Prompt
Seek out every line containing the word "this", and copy each.

------------------------------

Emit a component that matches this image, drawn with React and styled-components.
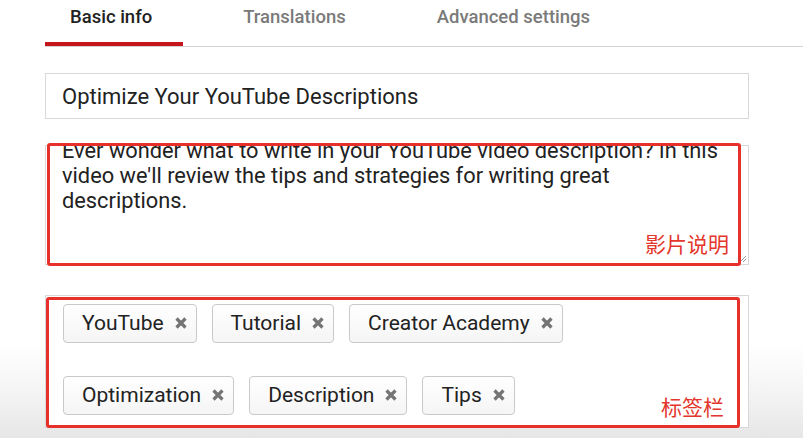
import React from "react";
import styled, { createGlobalStyle } from "styled-components";

const GlobalStyle = createGlobalStyle`
  html, body { margin: 0; padding: 0; }
  body {
    width: 803px;
    height: 438px;
    overflow: hidden;
    font-family: Roboto, "Liberation Sans", Arial, sans-serif;
    color: #222;
    background: linear-gradient(to bottom, #ffffff 0px, #ffffff 345px, #f2f2f2 400px, #e6e6e6 438px);
  }
`;

const Page = styled.div`
  padding-left: 45px;
  display: flex;
  flex-direction: column;
`;

const TabBar = styled.div`
  display: flex;
  gap: 35px;
  height: 46px;
  border-bottom: 1.5px solid #d2d2d2;
`;

const Tab = styled.div`
  box-sizing: border-box;
  height: 46px;
  padding: 5px 31px 0 25px;
  font-size: 18.5px;
  line-height: 24px;
  font-weight: 500;
  color: ${(p) => (p.$active ? "#222" : "#7a7a7a")};
  border-bottom: 4.5px solid ${(p) => (p.$active ? "#c5161d" : "transparent")};
  white-space: nowrap;
`;

const Form = styled.div`
  width: 704px;
  display: flex;
  flex-direction: column;
`;

const Field = styled.div`
  position: relative;
  margin-top: ${(p) => p.$top}px;
`;

const TitleInput = styled.div`
  box-sizing: border-box;
  height: 46px;
  border: 1.5px solid #d8d8d8;
  background: #fff;
  padding: 0 16px;
  display: flex;
  align-items: center;
  font-size: 22px;
  color: #222;
  white-space: nowrap;
`;

const DescBox = styled.div`
  position: relative;
  box-sizing: border-box;
  height: 120px;
  border: 1.5px solid #d8d8d8;
  background: #fff;
  overflow: hidden;
  padding: 0 16px;
`;

const DescText = styled.div`
  margin-top: -8px;
  font-size: 21.8px;
  line-height: 25px;
  color: #222;
  white-space: pre-line;
`;

const Grip = styled.svg`
  position: absolute;
  right: 1px;
  bottom: 1px;
  width: 9px;
  height: 9px;
`;

const TagBox = styled.div`
  box-sizing: border-box;
  height: 133px;
  border: 1.5px solid #d8d8d8;
  background: #fff;
  padding: 7.5px 0 0 17px;
  display: flex;
  flex-wrap: wrap;
  align-content: flex-start;
  column-gap: 15px;
  row-gap: 33px;
`;

const Chip = styled.div`
  box-sizing: border-box;
  height: 39px;
  display: flex;
  align-items: center;
  gap: 11px;
  padding: 0 9px 0 18px;
  border: 1px solid #c9c9c9;
  border-radius: 4px;
  background: linear-gradient(to bottom, #ffffff, #f5f5f5);
  font-size: 21px;
  color: #222;
  white-space: nowrap;
`;

const CloseIcon = styled.svg`
  width: 12px;
  height: 12px;
  flex: none;
`;

const Annotation = styled.div`
  position: absolute;
  top: ${(p) => p.$t}px;
  left: ${(p) => p.$l}px;
  right: ${(p) => p.$r}px;
  bottom: ${(p) => p.$b}px;
  border: 3px solid #e8302a;
  border-radius: 3px;
  pointer-events: none;
`;

const AnnotationLabel = styled.span`
  position: absolute;
  right: ${(p) => p.$r}px;
  bottom: ${(p) => p.$b}px;
  font-family: "Noto Sans CJK SC", "Noto Sans", sans-serif;
  font-size: 21px;
  line-height: 1;
  color: #e3362c;
`;

const tabs = ["Basic info", "Translations", "Advanced settings"];
const tags = ["YouTube", "Tutorial", "Creator Academy", "Optimization", "Description", "Tips"];

const X = () => (
  <CloseIcon viewBox="0 0 12 12">
    <path d="M1.5 1.5 L10.5 10.5 M10.5 1.5 L1.5 10.5" stroke="#747474" strokeWidth="3.2" strokeLinecap="butt" />
  </CloseIcon>
);

export default function App() {
  return (
    <>
      <GlobalStyle />
      <Page>
        <TabBar>
          {tabs.map((t, i) => (
            <Tab key={t} $active={i === 0}>
              {t}
            </Tab>
          ))}
        </TabBar>
        <Form>
          <Field $top={26}>
            <TitleInput>Optimize Your YouTube Descriptions</TitleInput>
          </Field>
          <Field $top={26}>
            <DescBox>
              <DescText>
                {"Ever wonder what to write in your YouTube video description? In this\nvideo we'll review the tips and strategies for writing great\ndescriptions."}
              </DescText>
              <Grip viewBox="0 0 9 9">
                <path d="M8 2 L2 8 M8 5 L5 8" stroke="#9a9a9a" strokeWidth="1" />
              </Grip>
            </DescBox>
            <Annotation $t={-2} $l={2} $r={8} $b={-1}>
              <AnnotationLabel $r={9} $b={9}>影片说明</AnnotationLabel>
            </Annotation>
          </Field>
          <Field $top={30}>
            <TagBox>
              {tags.map((t) => (
                <Chip key={t}>
                  {t}
                  <X />
                </Chip>
              ))}
            </TagBox>
            <Annotation $t={2} $l={1} $r={9} $b={0}>
              <AnnotationLabel $r={13} $b={8}>标签栏</AnnotationLabel>
            </Annotation>
          </Field>
        </Form>
      </Page>
    </>
  );
}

------------------------------

Exercise solution
Emit a component that matches this image, drawn with React and styled-components.
                {"Ever wonder what to write in your YouTube video description? In this\nvideo we'll review the tips and strategies for writing great\ndescriptions."}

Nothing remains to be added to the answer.